» Stated task
Only the pictures are omitted; repeat all other data exactly.

» Material
↓

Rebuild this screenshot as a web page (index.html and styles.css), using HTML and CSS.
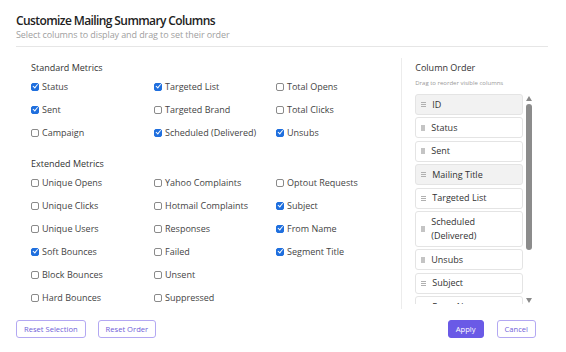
FILE: index.html
```html
<!DOCTYPE html>
<html lang="en">
<head>
    <meta charset="UTF-8">
    <meta name="viewport" content="width=device-width, initial-scale=1.0">
    <title>Customize Mailing Summary Columns</title>
    <link rel="stylesheet" href="styles.css">
</head>
<body>
    <div class="dialog">
        <div class="header">
            <h1>Customize Mailing Summary Columns</h1>
            <p class="subtitle">Select columns to display and drag to set their order</p>
        </div>

        <div class="main">
            <div class="metrics">
                <h2>Standard Metrics</h2>
                <div class="grid">
                    <label class="check"><span class="box on"></span>Status</label>
                    <label class="check"><span class="box on"></span>Targeted List</label>
                    <label class="check"><span class="box"></span>Total Opens</label>
                    <label class="check"><span class="box on"></span>Sent</label>
                    <label class="check"><span class="box"></span>Targeted Brand</label>
                    <label class="check"><span class="box"></span>Total Clicks</label>
                    <label class="check"><span class="box"></span>Campaign</label>
                    <label class="check"><span class="box on"></span>Scheduled (Delivered)</label>
                    <label class="check"><span class="box on"></span>Unsubs</label>
                </div>

                <h2 class="second">Extended Metrics</h2>
                <div class="grid">
                    <label class="check"><span class="box"></span>Unique Opens</label>
                    <label class="check"><span class="box"></span>Yahoo Complaints</label>
                    <label class="check"><span class="box"></span>Optout Requests</label>
                    <label class="check"><span class="box"></span>Unique Clicks</label>
                    <label class="check"><span class="box"></span>Hotmail Complaints</label>
                    <label class="check"><span class="box on"></span>Subject</label>
                    <label class="check"><span class="box"></span>Unique Users</label>
                    <label class="check"><span class="box"></span>Responses</label>
                    <label class="check"><span class="box on"></span>From Name</label>
                    <label class="check"><span class="box on"></span>Soft Bounces</label>
                    <label class="check"><span class="box"></span>Failed</label>
                    <label class="check"><span class="box on"></span>Segment Title</label>
                    <label class="check"><span class="box"></span>Block Bounces</label>
                    <label class="check"><span class="box"></span>Unsent</label>
                    <span></span>
                    <label class="check"><span class="box"></span>Hard Bounces</label>
                    <label class="check"><span class="box"></span>Suppressed</label>
                    <span></span>
                </div>
            </div>

            <div class="order">
                <h2>Column Order</h2>
                <p class="hint">Drag to reorder visible columns</p>
                <div class="order-box">
                    <div class="order-list">
                        <div class="item active"><span class="grip"></span>ID</div>
                        <div class="item"><span class="grip solid"></span>Status</div>
                        <div class="item"><span class="grip solid"></span>Sent</div>
                        <div class="item active"><span class="grip"></span>Mailing Title</div>
                        <div class="item"><span class="grip"></span>Targeted List</div>
                        <div class="item tall"><span class="grip solid"></span>Scheduled<br>(Delivered)</div>
                        <div class="item"><span class="grip solid"></span>Unsubs</div>
                        <div class="item"><span class="grip"></span>Subject</div>
                        <div class="item"><span class="grip"></span>From Name</div>
                        <div class="item"><span class="grip"></span>Segment Title</div>
                    </div>
                    <div class="scrollbar">
                        <span class="arrow up"></span>
                        <span class="track"><span class="thumb"></span></span>
                        <span class="arrow down"></span>
                    </div>
                </div>
            </div>
        </div>

        <div class="footer">
            <div class="left-buttons">
                <button class="btn">Reset Selection</button>
                <button class="btn">Reset Order</button>
            </div>
            <div class="right-buttons">
                <button class="btn primary">Apply</button>
                <button class="btn">Cancel</button>
            </div>
        </div>
    </div>
</body>
</html>
```

FILE: styles.css
```css
body {
    margin: 0;
    background-color: #ffffff;
    font-family: "Open Sans", "Noto Sans", Arial, sans-serif;
    color: #333;
}
.dialog {
    width: 532px;
    padding: 13px 18px 0 16px;
}
.header {
    padding-bottom: 6px;
    border-bottom: 1px solid #e6e6e6;
}
h1 {
    margin: 0;
    font-size: 12px;
    line-height: 16px;
    font-weight: 600;
    letter-spacing: -0.6px;
    color: #222;
}
.subtitle {
    margin: 0;
    font-size: 9px;
    line-height: 11px;
    letter-spacing: -0.1px;
    color: #a0a0a0;
}
.main {
    display: flex;
    margin-top: 11px;
}
.metrics {
    width: 371px;
    padding: 3px 0 0 15px;
    border-right: 1px solid #ececec;
}
h2 {
    margin: 0;
    font-size: 9px;
    line-height: 14px;
    font-weight: 400;
    color: #333;
}
h2.second {
    margin-top: 13px;
}
.grid {
    display: grid;
    grid-template-columns: 123px 122px 1fr;
    grid-auto-rows: 23px;
}
.check {
    display: flex;
    align-items: center;
    font-size: 9px;
    color: #444;
}
.box {
    width: 6px;
    height: 6px;
    margin-right: 3px;
    border: 1px solid #8a8a8a;
    border-radius: 2px;
    background-color: #fff;
    position: relative;
}
.box.on {
    border-color: #1f6fde;
    background-color: #1f6fde;
}
.box.on::after {
    content: "";
    position: absolute;
    left: 1.6px;
    top: -0.3px;
    width: 1.8px;
    height: 3.6px;
    border: solid #fff;
    border-width: 0 1.2px 1.2px 0;
    transform: rotate(40deg);
}
.order {
    width: 133px;
    padding: 3px 0 0 13px;
}
.hint {
    margin: 3px 0 0;
    font-size: 6px;
    line-height: 10px;
    color: #999;
}
.order-box {
    display: flex;
    margin-top: 6px;
    height: 210px;
}
.order-list {
    width: 108px;
    overflow: hidden;
}
.item {
    display: flex;
    align-items: center;
    box-sizing: border-box;
    height: 21px;
    margin-bottom: 2.4px;
    padding-left: 5px;
    border: 1px solid #e4e4e4;
    border-radius: 3px;
    background-color: #fff;
    font-size: 9px;
    line-height: 14px;
    color: #333;
}
.item.active {
    background-color: #f2f2f2;
}
.item.tall {
    height: 36px;
}
.grip {
    flex: none;
    width: 5px;
    height: 5px;
    margin-right: 6px;
    background: repeating-linear-gradient(#b0b0b0 0 1px, transparent 1px 2px);
}
.grip.solid {
    background: #c4c4c4;
    height: 6px;
    width: 4px;
}
.scrollbar {
    display: flex;
    flex-direction: column;
    align-items: center;
    width: 8px;
    margin-left: 2px;
}
.arrow {
    width: 0;
    height: 0;
    border-left: 3.5px solid transparent;
    border-right: 3.5px solid transparent;
}
.arrow.up {
    margin-top: 2px;
    border-bottom: 5px solid #8a8a8a;
}
.arrow.down {
    margin-bottom: 1px;
    border-top: 5px solid #8a8a8a;
}
.track {
    flex: 1;
    width: 100%;
    padding-top: 3px;
}
.thumb {
    display: block;
    width: 6px;
    margin: 0 auto;
    height: 146px;
    border-radius: 3px;
    background-color: #8c8c8c;
}
.footer {
    display: flex;
    justify-content: space-between;
    margin-top: 11px;
    padding-right: 12px;
}
.left-buttons, .right-buttons {
    display: flex;
    gap: 12px;
}
.right-buttons {
    gap: 13px;
}
.btn {
    box-sizing: border-box;
    height: 18px;
    padding: 0 7px;
    border: 1px solid #b3a8f2;
    border-radius: 3px;
    background-color: #fff;
    font-family: "Open Sans", "Noto Sans", Arial, sans-serif;
    font-size: 7.6px;
    line-height: 16px;
    color: #6f60d8;
    cursor: pointer;
}
.btn.primary {
    background-color: #6a5ae6;
    border-color: #6a5ae6;
    color: #fff;
}
```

↑

» Expected output
Rebuild this screenshot as a web page (index.html and styles.css), using HTML and CSS.
FILE: index.html
```html
<!DOCTYPE html>
<html lang="en">
<head>
    <meta charset="UTF-8">
    <meta name="viewport" content="width=device-width, initial-scale=1.0">
    <title>Customize Mailing Summary Columns</title>
    <link rel="stylesheet" href="styles.css">
</head>
<body>
    <div class="dialog">
        <div class="header">
            <h1>Customize Mailing Summary Columns</h1>
            <p class="subtitle">Select columns to display and drag to set their order</p>
        </div>

        <div class="main">
            <div class="metrics">
                <h2>Standard Metrics</h2>
                <div class="grid">
                    <label class="check"><span class="box on"></span>Status</label>
                    <label class="check"><span class="box on"></span>Targeted List</label>
                    <label class="check"><span class="box"></span>Total Opens</label>
                    <label class="check"><span class="box on"></span>Sent</label>
                    <label class="check"><span class="box"></span>Targeted Brand</label>
                    <label class="check"><span class="box"></span>Total Clicks</label>
                    <label class="check"><span class="box"></span>Campaign</label>
                    <label class="check"><span class="box on"></span>Scheduled (Delivered)</label>
                    <label class="check"><span class="box on"></span>Unsubs</label>
                </div>

                <h2 class="second">Extended Metrics</h2>
                <div class="grid">
                    <label class="check"><span class="box"></span>Unique Opens</label>
                    <label class="check"><span class="box"></span>Yahoo Complaints</label>
                    <label class="check"><span class="box"></span>Optout Requests</label>
                    <label class="check"><span class="box"></span>Unique Clicks</label>
                    <label class="check"><span class="box"></span>Hotmail Complaints</label>
                    <label class="check"><span class="box on"></span>Subject</label>
                    <label class="check"><span class="box"></span>Unique Users</label>
                    <label class="check"><span class="box"></span>Responses</label>
                    <label class="check"><span class="box on"></span>From Name</label>
                    <label class="check"><span class="box on"></span>Soft Bounces</label>
                    <label class="check"><span class="box"></span>Failed</label>
                    <label class="check"><span class="box on"></span>Segment Title</label>
                    <label class="check"><span class="box"></span>Block Bounces</label>
                    <label class="check"><span class="box"></span>Unsent</label>
                    <span></span>
                    <label class="check"><span class="box"></span>Hard Bounces</label>
                    <label class="check"><span class="box"></span>Suppressed</label>
                    <span></span>
                </div>
            </div>

            <div class="order">
                <h2>Column Order</h2>
                <p class="hint">Drag to reorder visible columns</p>
                <div class="order-box">
                    <div class="order-list">
                        <div class="item active"><span class="grip"></span>ID</div>
                        <div class="item"><span class="grip solid"></span>Status</div>
                        <div class="item"><span class="grip solid"></span>Sent</div>
                        <div class="item active"><span class="grip"></span>Mailing Title</div>
                        <div class="item"><span class="grip"></span>Targeted List</div>
                        <div class="item tall"><span class="grip solid"></span>Scheduled<br>(Delivered)</div>
                        <div class="item"><span class="grip solid"></span>Unsubs</div>
                        <div class="item"><span class="grip"></span>Subject</div>
                        <div class="item"><span class="grip"></span>From Name</div>
                        <div class="item"><span class="grip"></span>Segment Title</div>
                    </div>
                    <div class="scrollbar">
                        <span class="arrow up"></span>
                        <span class="track"><span class="thumb"></span></span>
                        <span class="arrow down"></span>
                    </div>
                </div>
            </div>
        </div>

        <div class="footer">
            <div class="left-buttons">
                <button class="btn">Reset Selection</button>
                <button class="btn">Reset Order</button>
            </div>
            <div class="right-buttons">
                <button class="btn primary">Apply</button>
                <button class="btn">Cancel</button>
            </div>
        </div>
    </div>
</body>
</html>
```

FILE: styles.css
```css
body {
    margin: 0;
    background-color: #ffffff;
    font-family: "Open Sans", "Noto Sans", Arial, sans-serif;
    color: #333;
}
.dialog {
    width: 532px;
    padding: 13px 18px 0 16px;
}
.header {
    padding-bottom: 6px;
    border-bottom: 1px solid #e6e6e6;
}
h1 {
    margin: 0;
    font-size: 12px;
    line-height: 16px;
    font-weight: 600;
    letter-spacing: -0.6px;
    color: #222;
}
.subtitle {
    margin: 0;
    font-size: 9px;
    line-height: 11px;
    letter-spacing: -0.1px;
    color: #a0a0a0;
}
.main {
    display: flex;
    margin-top: 11px;
}
.metrics {
    width: 371px;
    padding: 3px 0 0 15px;
    border-right: 1px solid #ececec;
}
h2 {
    margin: 0;
    font-size: 9px;
    line-height: 14px;
    font-weight: 400;
    color: #333;
}
h2.second {
    margin-top: 13px;
}
.grid {
    display: grid;
    grid-template-columns: 123px 122px 1fr;
    grid-auto-rows: 23px;
}
.check {
    display: flex;
    align-items: center;
    font-size: 9px;
    color: #444;
}
.box {
    width: 6px;
    height: 6px;
    margin-right: 3px;
    border: 1px solid #8a8a8a;
    border-radius: 2px;
    background-color: #fff;
    position: relative;
}
.box.on {
    border-color: #1f6fde;
    background-color: #1f6fde;
}
.box.on::after {
    content: "";
    position: absolute;
    left: 1.6px;
    top: -0.3px;
    width: 1.8px;
    height: 3.6px;
    border: solid #fff;
    border-width: 0 1.2px 1.2px 0;
    transform: rotate(40deg);
}
.order {
    width: 133px;
    padding: 3px 0 0 13px;
}
.hint {
    margin: 3px 0 0;
    font-size: 6px;
    line-height: 10px;
    color: #999;
}
.order-box {
    display: flex;
    margin-top: 6px;
    height: 210px;
}
.order-list {
    width: 108px;
    overflow: hidden;
}
.item {
    display: flex;
    align-items: center;
    box-sizing: border-box;
    height: 21px;
    margin-bottom: 2.4px;
    padding-left: 5px;
    border: 1px solid #e4e4e4;
    border-radius: 3px;
    background-color: #fff;
    font-size: 9px;
    line-height: 14px;
    color: #333;
}
.item.active {
    background-color: #f2f2f2;
}
.item.tall {
    height: 36px;
}
.grip {
    flex: none;
    width: 5px;
    height: 5px;
    margin-right: 6px;
    background: repeating-linear-gradient(#b0b0b0 0 1px, transparent 1px 2px);
}
.grip.solid {
    background: #c4c4c4;
    height: 6px;
    width: 4px;
}
.scrollbar {
    display: flex;
    flex-direction: column;
    align-items: center;
    width: 8px;
    margin-left: 2px;
}
.arrow {
    width: 0;
    height: 0;
    border-left: 3.5px solid transparent;
    border-right: 3.5px solid transparent;
}
.arrow.up {
    margin-top: 2px;
    border-bottom: 5px solid #8a8a8a;
}
.arrow.down {
    margin-bottom: 1px;
    border-top: 5px solid #8a8a8a;
}
.track {
    flex: 1;
    width: 100%;
    padding-top: 3px;
}
.thumb {
    display: block;
    width: 6px;
    margin: 0 auto;
    height: 146px;
    border-radius: 3px;
    background-color: #8c8c8c;
}
.footer {
    display: flex;
    justify-content: space-between;
    margin-top: 11px;
    padding-right: 12px;
}
.left-buttons, .right-buttons {
    display: flex;
    gap: 12px;
}
.right-buttons {
    gap: 13px;
}
.btn {
    box-sizing: border-box;
    height: 18px;
    padding: 0 7px;
    border: 1px solid #b3a8f2;
    border-radius: 3px;
    background-color: #fff;
    font-family: "Open Sans", "Noto Sans", Arial, sans-serif;
    font-size: 7.6px;
    line-height: 16px;
    color: #6f60d8;
    cursor: pointer;
}
.btn.primary {
    background-color: #6a5ae6;
    border-color: #6a5ae6;
    color: #fff;
}
```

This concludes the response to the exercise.